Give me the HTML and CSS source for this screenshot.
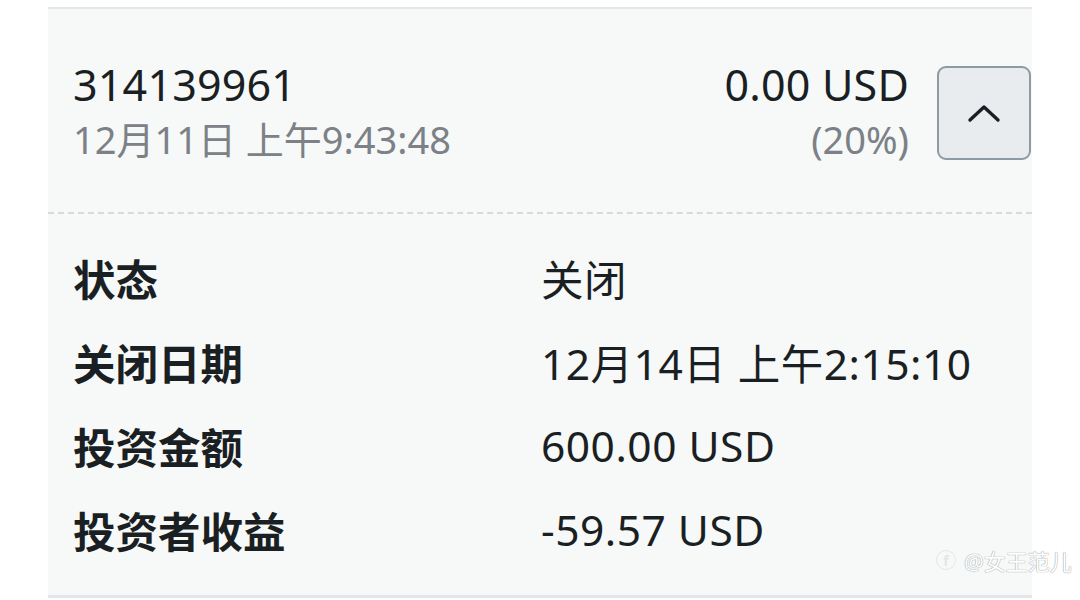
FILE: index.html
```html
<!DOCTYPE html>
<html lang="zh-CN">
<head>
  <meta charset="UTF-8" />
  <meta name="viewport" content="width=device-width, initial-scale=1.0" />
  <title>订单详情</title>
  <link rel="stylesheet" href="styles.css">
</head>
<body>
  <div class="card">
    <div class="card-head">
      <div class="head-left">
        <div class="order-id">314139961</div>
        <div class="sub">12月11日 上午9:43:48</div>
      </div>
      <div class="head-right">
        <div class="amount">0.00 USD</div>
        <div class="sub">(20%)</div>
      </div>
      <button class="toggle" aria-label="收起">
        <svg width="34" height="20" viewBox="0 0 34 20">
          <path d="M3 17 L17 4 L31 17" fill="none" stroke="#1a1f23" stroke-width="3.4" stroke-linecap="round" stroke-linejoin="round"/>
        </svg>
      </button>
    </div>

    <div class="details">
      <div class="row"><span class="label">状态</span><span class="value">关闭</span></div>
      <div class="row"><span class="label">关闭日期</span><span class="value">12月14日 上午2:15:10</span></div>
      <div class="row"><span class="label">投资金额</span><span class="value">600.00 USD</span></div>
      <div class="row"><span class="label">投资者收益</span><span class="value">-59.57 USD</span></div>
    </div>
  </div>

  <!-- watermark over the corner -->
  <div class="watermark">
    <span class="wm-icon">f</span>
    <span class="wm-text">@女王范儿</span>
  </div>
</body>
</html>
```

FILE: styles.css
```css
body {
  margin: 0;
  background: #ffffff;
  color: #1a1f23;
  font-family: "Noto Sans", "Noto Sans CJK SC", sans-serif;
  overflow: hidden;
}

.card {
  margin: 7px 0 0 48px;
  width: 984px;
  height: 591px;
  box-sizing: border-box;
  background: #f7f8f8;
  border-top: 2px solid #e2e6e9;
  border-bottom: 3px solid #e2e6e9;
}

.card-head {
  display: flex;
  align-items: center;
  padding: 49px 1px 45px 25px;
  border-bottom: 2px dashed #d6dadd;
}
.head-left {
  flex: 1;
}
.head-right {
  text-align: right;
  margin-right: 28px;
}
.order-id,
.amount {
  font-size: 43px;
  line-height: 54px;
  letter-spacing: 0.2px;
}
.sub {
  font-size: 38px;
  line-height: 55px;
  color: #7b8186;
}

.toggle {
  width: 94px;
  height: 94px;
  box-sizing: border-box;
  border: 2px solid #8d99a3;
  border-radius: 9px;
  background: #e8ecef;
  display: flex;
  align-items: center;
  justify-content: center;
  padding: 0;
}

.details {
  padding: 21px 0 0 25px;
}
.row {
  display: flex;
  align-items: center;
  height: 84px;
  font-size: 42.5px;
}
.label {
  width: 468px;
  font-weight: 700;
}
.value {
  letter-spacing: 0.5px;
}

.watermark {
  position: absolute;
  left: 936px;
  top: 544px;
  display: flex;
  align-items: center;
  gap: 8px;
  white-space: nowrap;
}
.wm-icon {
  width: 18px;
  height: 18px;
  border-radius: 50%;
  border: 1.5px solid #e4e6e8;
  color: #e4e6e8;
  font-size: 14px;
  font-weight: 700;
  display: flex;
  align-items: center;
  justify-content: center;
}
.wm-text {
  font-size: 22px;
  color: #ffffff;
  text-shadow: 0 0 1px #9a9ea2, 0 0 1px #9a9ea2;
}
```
========================================
▶ _WHAT YOU SHOULD DO_
Transcribe the full listing above exactly as it stands, minus the pictures.

▶ _FULL ANSWER_
Give me the HTML and CSS source for this screenshot.
FILE: index.html
```html
<!DOCTYPE html>
<html lang="zh-CN">
<head>
  <meta charset="UTF-8" />
  <meta name="viewport" content="width=device-width, initial-scale=1.0" />
  <title>订单详情</title>
  <link rel="stylesheet" href="styles.css">
</head>
<body>
  <div class="card">
    <div class="card-head">
      <div class="head-left">
        <div class="order-id">314139961</div>
        <div class="sub">12月11日 上午9:43:48</div>
      </div>
      <div class="head-right">
        <div class="amount">0.00 USD</div>
        <div class="sub">(20%)</div>
      </div>
      <button class="toggle" aria-label="收起">
        <svg width="34" height="20" viewBox="0 0 34 20">
          <path d="M3 17 L17 4 L31 17" fill="none" stroke="#1a1f23" stroke-width="3.4" stroke-linecap="round" stroke-linejoin="round"/>
        </svg>
      </button>
    </div>

    <div class="details">
      <div class="row"><span class="label">状态</span><span class="value">关闭</span></div>
      <div class="row"><span class="label">关闭日期</span><span class="value">12月14日 上午2:15:10</span></div>
      <div class="row"><span class="label">投资金额</span><span class="value">600.00 USD</span></div>
      <div class="row"><span class="label">投资者收益</span><span class="value">-59.57 USD</span></div>
    </div>
  </div>

  <!-- watermark over the corner -->
  <div class="watermark">
    <span class="wm-icon">f</span>
    <span class="wm-text">@女王范儿</span>
  </div>
</body>
</html>
```

FILE: styles.css
```css
body {
  margin: 0;
  background: #ffffff;
  color: #1a1f23;
  font-family: "Noto Sans", "Noto Sans CJK SC", sans-serif;
  overflow: hidden;
}

.card {
  margin: 7px 0 0 48px;
  width: 984px;
  height: 591px;
  box-sizing: border-box;
  background: #f7f8f8;
  border-top: 2px solid #e2e6e9;
  border-bottom: 3px solid #e2e6e9;
}

.card-head {
  display: flex;
  align-items: center;
  padding: 49px 1px 45px 25px;
  border-bottom: 2px dashed #d6dadd;
}
.head-left {
  flex: 1;
}
.head-right {
  text-align: right;
  margin-right: 28px;
}
.order-id,
.amount {
  font-size: 43px;
  line-height: 54px;
  letter-spacing: 0.2px;
}
.sub {
  font-size: 38px;
  line-height: 55px;
  color: #7b8186;
}

.toggle {
  width: 94px;
  height: 94px;
  box-sizing: border-box;
  border: 2px solid #8d99a3;
  border-radius: 9px;
  background: #e8ecef;
  display: flex;
  align-items: center;
  justify-content: center;
  padding: 0;
}

.details {
  padding: 21px 0 0 25px;
}
.row {
  display: flex;
  align-items: center;
  height: 84px;
  font-size: 42.5px;
}
.label {
  width: 468px;
  font-weight: 700;
}
.value {
  letter-spacing: 0.5px;
}

.watermark {
  position: absolute;
  left: 936px;
  top: 544px;
  display: flex;
  align-items: center;
  gap: 8px;
  white-space: nowrap;
}
.wm-icon {
  width: 18px;
  height: 18px;
  border-radius: 50%;
  border: 1.5px solid #e4e6e8;
  color: #e4e6e8;
  font-size: 14px;
  font-weight: 700;
  display: flex;
  align-items: center;
  justify-content: center;
}
.wm-text {
  font-size: 22px;
  color: #ffffff;
  text-shadow: 0 0 1px #9a9ea2, 0 0 1px #9a9ea2;
}
```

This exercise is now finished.